In order to strengthen a network of marine protected areas and to help support recovery of fish stock, a two-month research cruise will gather at-sea data on habitats and species.

Oceana will be launching this afternoon its first ever North Sea research expedition, to survey marine life in the waters of the Netherlands, the UK, Norway and Denmark, with a special focus on Dutch waters. During the at-sea study that was generously funded by the Dutch Postcode Lottery, Oceana’s scientists will document species and habitats in 13 areas of interest. This data will lay a solid foundation for strengthening the network of marine protected areas (MPAs) in the region, which is currently insufficient.

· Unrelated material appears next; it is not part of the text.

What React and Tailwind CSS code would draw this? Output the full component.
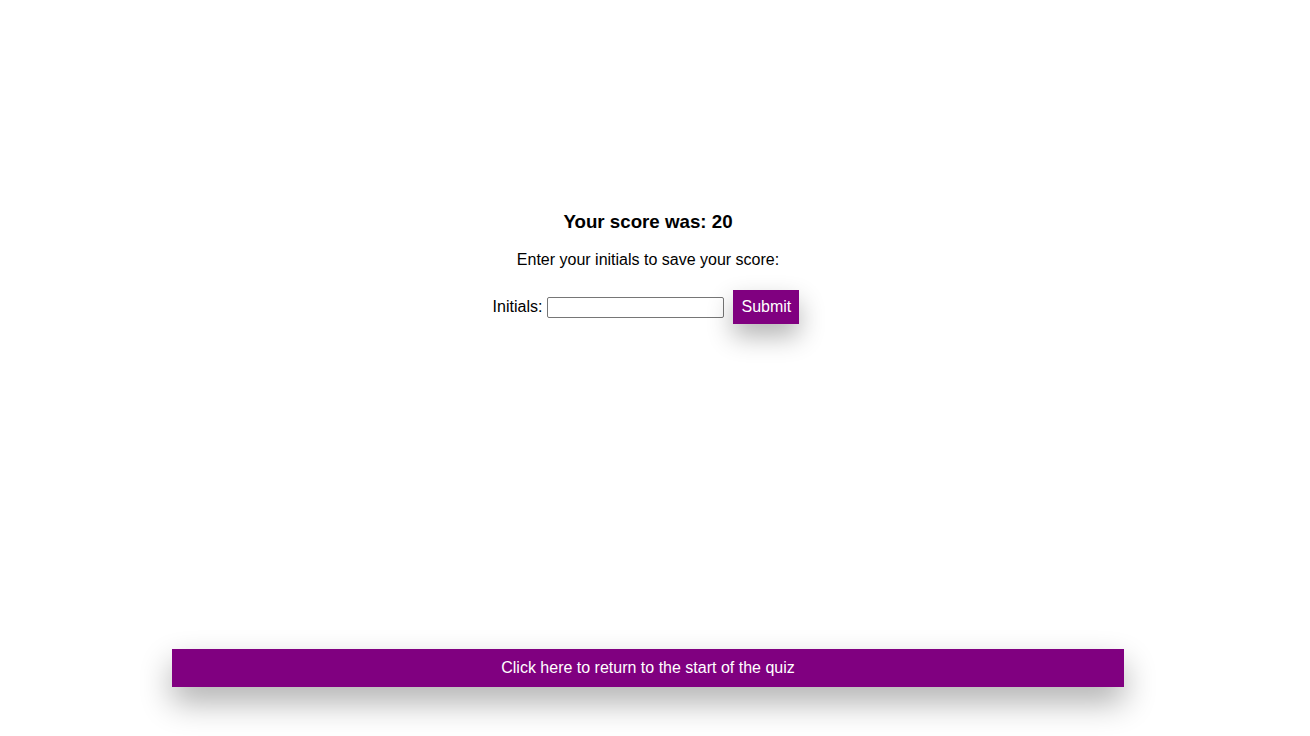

The two-month expedition will gather data from depths of up to 400 metres using Oceana’s remotely operated vehicle (ROV), which is capable of capturing life on the seafloor in high definition. Additional data will be collected by professional scuba divers and through sediment sampling, allowing scientists to identify, document, and film marine communities on the seafloor:

“The eight European nations that border the North Sea have put its marine ecosystems under tremendous pressure for hundreds of years. Few areas of the seabed are untouched by fishing, particularly bottom trawling, and many habitats and species have been seriously affected,” explains Lasse Gustavsson, Executive Director of Oceana in Europe.

Scientists have estimated that the current biomass of large fish in the North Sea is more than 97% lower than would be expected without any fishing.

“Just as North Sea countries have shared the economic benefits from these waters, so must they share the responsibility for rebuilding what has been lost or damaged. Oceana’s first-hand data will contribute to a stronger, better-managed network of MPAs, yielding benefits not only for biodiversity protection, but also for fish stock recovery and for restoring abundance to the North Sea region, adds Gustavsson.”